Picked this up for the PC yesterday and was expecting something like Bridge Commander or even Starfleet/Klingon Academy. What I got was something like Bridge Commander after it has been hit on the head with a hammer to the point of unconsciousness.
Graphics:
For whatever reason, even with all settings jacked, this really doesn't look all that impressive, despite what promotional materials may make one think. The ships look nice, but it certainly doesn't live up to the screenies, maybe the 360 version looks better.
Tactics:
The game screams "dumbed down for console fans," which I guess shouldn't have surprised me too much. Space is only pseudo-3d, there is very clearly an 'up' and a 'down.' To illustrate my point, lets say you hold down the 's' button for a bit (pitch your ship upward), you will angle up to a certain point, then that's it. You will never 'flip over' and start going in the other direction. Similarly, you can not roll your craft. At first though this would be infuriating, after all, how could you spread the damage out across different shields? Well, we'll get to that in a moment.

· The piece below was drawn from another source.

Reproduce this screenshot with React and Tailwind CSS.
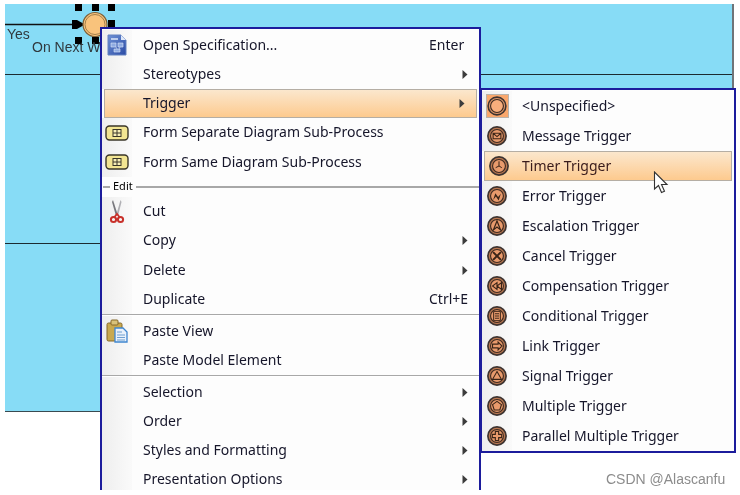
import React from 'react'

const SpecIcon = () => (
  <svg width="20" height="22" viewBox="0 0 20 22">
    <defs>
      <linearGradient id="spec" x1="0" y1="0" x2="1" y2="1">
        <stop offset="0" stopColor="#6f92d6" />
        <stop offset="1" stopColor="#2a4aa4" />
      </linearGradient>
    </defs>
    <path d="M1 1h13l5 5v15H1z" fill="url(#spec)" stroke="#6482c0" />
    <path d="M14 1v5h5z" fill="#dfe8f8" />
    <path d="M4 5h7" stroke="#dfe8f8" strokeWidth="1.500" />
    <path d="M4 9h5v4H4zM11 9h5v4h-5zM7 15h6v3H7zM9 13l1 2M13 13l-1 2" fill="#8fabe2" stroke="#dce6f8" strokeWidth="0.600" />
  </svg>
)

const SubProcessIcon = () => (
  <svg width="24" height="16" viewBox="0 0 24 16">
    <rect x="1" y="1" width="22" height="14" rx="3.500" fill="#f2e592" stroke="#3a3628" strokeWidth="1.400" />
    <rect x="8" y="4.500" width="8" height="7" fill="#f7efb8" stroke="#3a3628" />
    <path d="M12 4.500v7M8 8h8" stroke="#3a3628" />
  </svg>
)

const ScissorsIcon = () => (
  <svg width="16" height="24" viewBox="0 0 16 24">
    <path d="M4 0l4.500 14-1.500 2L3 2z" fill="#77777c" />
    <path d="M11.500 0L7.500 14 9 16l3.500-14z" fill="#b0b0b4" />
    <circle cx="4.500" cy="19.500" r="2.600" fill="none" stroke="#c8302a" strokeWidth="2" />
    <circle cx="11.500" cy="19.500" r="2.600" fill="none" stroke="#c8302a" strokeWidth="2" />
    <path d="M5.500 17l2.500-3 2.500 3" fill="none" stroke="#c8302a" strokeWidth="1.800" />
  </svg>
)

const PasteIcon = () => (
  <svg width="22" height="24" viewBox="0 0 22 24">
    <rect x="1" y="4" width="15" height="18" rx="1.500" fill="#c9a94f" stroke="#85692a" />
    <rect x="5" y="1" width="7" height="5" rx="1" fill="#d8c27a" stroke="#85692a" />
    <path d="M9 9h8l4 4v10H9z" fill="#e9f1fb" stroke="#3f86d0" strokeWidth="1.300" />
    <path d="M11 13h5M11 16h8M11 18.500h8M11 21h8" stroke="#6f9fd0" />
  </svg>
)

const Glyphs = {
  message: <path d="M5.500 6.500h7v5h-7zM5.500 6.500L9 9.500l3.500-3" fill="none" stroke="#3a2417" strokeWidth="1" />,
  timer: <path d="M9 4.800V9l-3 1.500M9 9l2.500 1.500" fill="none" stroke="#3a2417" strokeWidth="0.900" />,
  error: <path d="M5.500 12.500l2-6 2.500 3.500 2.500-3-2 6-2.500-3.500z" fill="#3a2417" />,
  escalation: <path d="M9 4.500l3.200 8L9 10l-3.200 2.500z" fill="none" stroke="#3a2417" strokeWidth="1.100" />,
  cancel: <path d="M5.500 5.500l7 7M12.500 5.500l-7 7" stroke="#3a2417" strokeWidth="1.800" />,
  compensation: <path d="M9 6L5 9l4 3zM13 6L9 9l4 3z" fill="none" stroke="#3a2417" strokeWidth="1" />,
  conditional: <path d="M6 4.800h6v8.400H6zM7.200 7h3.600M7.200 9h3.600M7.200 11h3.600" fill="none" stroke="#3a2417" strokeWidth="0.900" />,
  link: <path d="M5 7.300h5V5.500L13.500 9 10 12.500v-1.800H5z" fill="none" stroke="#3a2417" strokeWidth="1" />,
  signal: <path d="M9 5l4 7H5z" fill="none" stroke="#3a2417" strokeWidth="1" />,
  multiple: <path d="M9 4.800l4 3-1.500 4.800h-5L5 7.800z" fill="none" stroke="#3a2417" strokeWidth="1" />,
  parallel: <path d="M7.500 4.800h3v2.700h2.700v3h-2.700v2.700h-3v-2.700H4.800v-3h2.700z" fill="none" stroke="#3a2417" strokeWidth="1" />,
}

const TriggerIcon = ({ type }) => (
  <svg width="20" height="20" viewBox="0 0 18 18">
    <circle cx="9" cy="9" r="8.200" fill="#b97750" stroke="#3d3330" strokeWidth="1.500" />
    <circle cx="9" cy="9" r="5.800" fill="#e89a6c" stroke="#3d2a20" strokeWidth="1" />
    {Glyphs[type]}
  </svg>
)

const UnspecifiedIcon = () => (
  <span className="flex h-[24px] w-[23px] items-center justify-center border border-[#b9b2aa] bg-[#f9a76c]">
    <svg width="20" height="20" viewBox="0 0 18 18">
      <circle cx="9" cy="9" r="8" fill="#e0976a" stroke="#3d3330" strokeWidth="1.400" />
      <circle cx="9" cy="9" r="5.800" fill="#f9ae7c" stroke="#3d2a20" strokeWidth="1" />
    </svg>
  </span>
)

const Arrow = () => (
  <svg width="6" height="9" viewBox="0 0 6 9">
    <path d="M0.500 0l5 4.500-5 4.500z" fill="#3c3c3c" />
  </svg>
)

const MenuRow = ({ label, icon, shortcut, arrow, active }) => (
  <div
    className={`flex h-[29.3px] items-center ${
      active ? 'mx-[2px] border border-[#b5aea4] bg-gradient-to-b from-[#fbe7cd] to-[#fdca8e]' : ''
    }`}
  >
    <div
      className={`flex h-full shrink-0 items-center justify-center ${active ? 'w-[27px]' : 'w-[30px] bg-gradient-to-r from-[#eeeeee] to-[#fafafa]'}`}
    >
      {icon}
    </div>
    <span className="flex-1 pb-[2px] pl-[11px] text-[#16162a]">{label}</span>
    <span className={`flex w-[50px] items-center ${arrow ? 'justify-end pr-[11px]' : 'pb-[2px] text-[#16162a]'}`}>
      {shortcut}
      {arrow && <Arrow />}
    </span>
  </div>
)

const Separator = ({ label }) =>
  label ? (
    <div className="flex h-[20px] items-center">
      <div className="ml-px h-[2px] w-[7px] bg-[#a8a8a8]" />
      <span className="px-[3px] pb-[2px] text-[11px] leading-none text-black">{label}</span>
      <div className="h-[2px] flex-1 bg-[#a8a8a8]" />
    </div>
  ) : (
    <div className="h-[2.400px] border-b border-white bg-[#a8a8a8]" />
  )

const triggers = [
  ['Message Trigger', 'message'],
  ['Timer Trigger', 'timer'],
  ['Error Trigger', 'error'],
  ['Escalation Trigger', 'escalation'],
  ['Cancel Trigger', 'cancel'],
  ['Compensation Trigger', 'compensation'],
  ['Conditional Trigger', 'conditional'],
  ['Link Trigger', 'link'],
  ['Signal Trigger', 'signal'],
  ['Multiple Trigger', 'multiple'],
  ['Parallel Multiple Trigger', 'parallel'],
]

const SubRow = ({ label, icon, active }) => (
  <div
    className={`flex h-[30px] items-center ${
      active ? 'mx-[2px] border border-[#b5aea4] bg-gradient-to-b from-[#fbe7cd] to-[#fdca8e]' : ''
    }`}
  >
    <div
      className={`flex h-full shrink-0 items-center justify-center ${active ? 'w-[27px]' : 'w-[30px] bg-gradient-to-r from-[#eeeeee] to-[#fafafa]'}`}
    >
      {icon}
    </div>
    <span className={`pb-[2px] pl-[10px] ${active ? 'text-[#3a1c1c]' : 'text-[#16162a]'}`}>{label}</span>
  </div>
)

const DiagramNode = () => (
  <svg className="absolute left-0 top-0" width="128" height="50" viewBox="0 0 128 50">
    <path d="M0 20.500h68" stroke="#111" strokeWidth="1.500" />
    <path d="M67 16h5l8 4.500-8 4.500h-5z" fill="#000" />
    <g fill="#000">
      <rect x="70" y="0" width="7" height="7" />
      <rect x="87" y="0" width="7" height="7" />
      <rect x="103" y="0" width="7" height="7" />
      <rect x="103" y="16" width="7" height="7" />
      <rect x="70" y="33" width="7" height="7" />
      <rect x="87" y="33" width="7" height="7" />
    </g>
    <circle cx="90" cy="20.500" r="12" fill="#f9c37c" stroke="#7c6038" strokeWidth="1.200" />
    <circle cx="90" cy="20.500" r="10" fill="none" stroke="#8d6d3e" strokeWidth="0.800" />
  </svg>
)

export default function App() {
  return (
    <div className="relative h-[495px] w-[740px] overflow-hidden bg-white font-['Noto_Sans',sans-serif] text-[14px] blur-[0.4px]">
      <div className="relative ml-[5px] pt-[4px]">
        <div className="relative w-[729px] border-r-2 border-[#6f7478] bg-[#87dcf6]">
          <div className="h-[71px] border-b border-[#1c2a30]" />
          <div className="h-[169px] border-b border-[#1c2a30]" />
          <div className="h-[168px] border-b border-[#3a4a50]" />
          <DiagramNode />
          <span className="absolute left-[2px] top-[23px] font-['Liberation_Sans',sans-serif] text-[14px] leading-none text-[#30393e]">Yes</span>
          <span className="absolute left-[27px] top-[36px] font-['Liberation_Sans',sans-serif] text-[14px] leading-none text-[#30393e]">On Next W</span>
        </div>
      </div>

      <div className="absolute left-[100px] top-[27px] h-[463px] w-[381px] overflow-hidden border-x-2 border-t-2 border-[#1c1c9c] bg-[#fdfdfd] pt-[1.400px]">
        <MenuRow label="Open Specification..." icon={<SpecIcon />} shortcut="Enter" />
        <MenuRow label="Stereotypes" arrow />
        <MenuRow label="Trigger" arrow active />
        <MenuRow label="Form Separate Diagram Sub-Process" icon={<SubProcessIcon />} />
        <MenuRow label="Form Same Diagram Sub-Process" icon={<SubProcessIcon />} />
        <Separator label="Edit" />
        <MenuRow label="Cut" icon={<ScissorsIcon />} />
        <MenuRow label="Copy" arrow />
        <MenuRow label="Delete" arrow />
        <MenuRow label="Duplicate" shortcut="Ctrl+E" />
        <Separator />
        <MenuRow label="Paste View" icon={<PasteIcon />} />
        <MenuRow label="Paste Model Element" />
        <Separator />
        <MenuRow label="Selection" arrow />
        <MenuRow label="Order" arrow />
        <MenuRow label="Styles and Formatting" arrow />
        <MenuRow label="Presentation Options" arrow />
      </div>

      <div className="absolute left-[480px] top-[88px] w-[256px] border-2 border-[#1c1c9c] bg-[#fdfdfd] pt-px">
        <SubRow label="<Unspecified>" icon={<UnspecifiedIcon />} />
        {triggers.map(([label, type]) => (
          <SubRow key={type} label={label} icon={<TriggerIcon type={type} />} active={type === 'timer'} />
        ))}
      </div>

      <svg className="absolute left-[653px] top-[171px]" width="18" height="24" viewBox="0 0 18 24">
        <path d="M1.500 1v17l4-3.500 3 7 3-1.300-3-6.700h5.500z" fill="#fff" stroke="#333" strokeWidth="1.100" />
      </svg>

      <span className="absolute left-[606px] top-[472px] font-['Liberation_Sans',sans-serif] text-[14px] leading-none text-[#8c8c8c]">CSDN @Alascanfu</span>
    </div>
  )
}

The actual combat is a major step down from just about every starship sim that there has ever existed. Your shields are treated as one entity. There are no forward/rear/etc shields, so there simply is no "turning the ship to spread out the damage" strategy. Now not being able to loop or roll doesn't seem that bad, since looping or rolling would do zero good. Same with the hull damage, Your ship just has a health bar, that is all. Damage to the nose is the same as damage to aft. Phasers are treated as one entity too. if you fire the forward phasers, you need to wait for them to recharge before you can fire your aft phasers, and so on.
Another annoying thing: Planets in this game seem to have the radius of a starship, and you bounce of them like you were playing with bumper cars. Can you say immersion?
Camera Controls:
Well, there are very, very few, I suppose this section is here to point out that fact. You can look around with the mouse, but that's pretty much it. No zooming in or out.
Legacy has a 'target cam' like many other games (sticks the camera on the target), but unlike just about all of them, its a one time deal, once it points the camera at your target, you are on your own and back to trying to track your target with the oversensitive mouse cam (which is not adjustable, btw).
Maybe I'll Gamefly the 360 version one of these days, as it's clearly the platform this was designed for.
1 comment:
I would like to know why this is here and not a certain review site?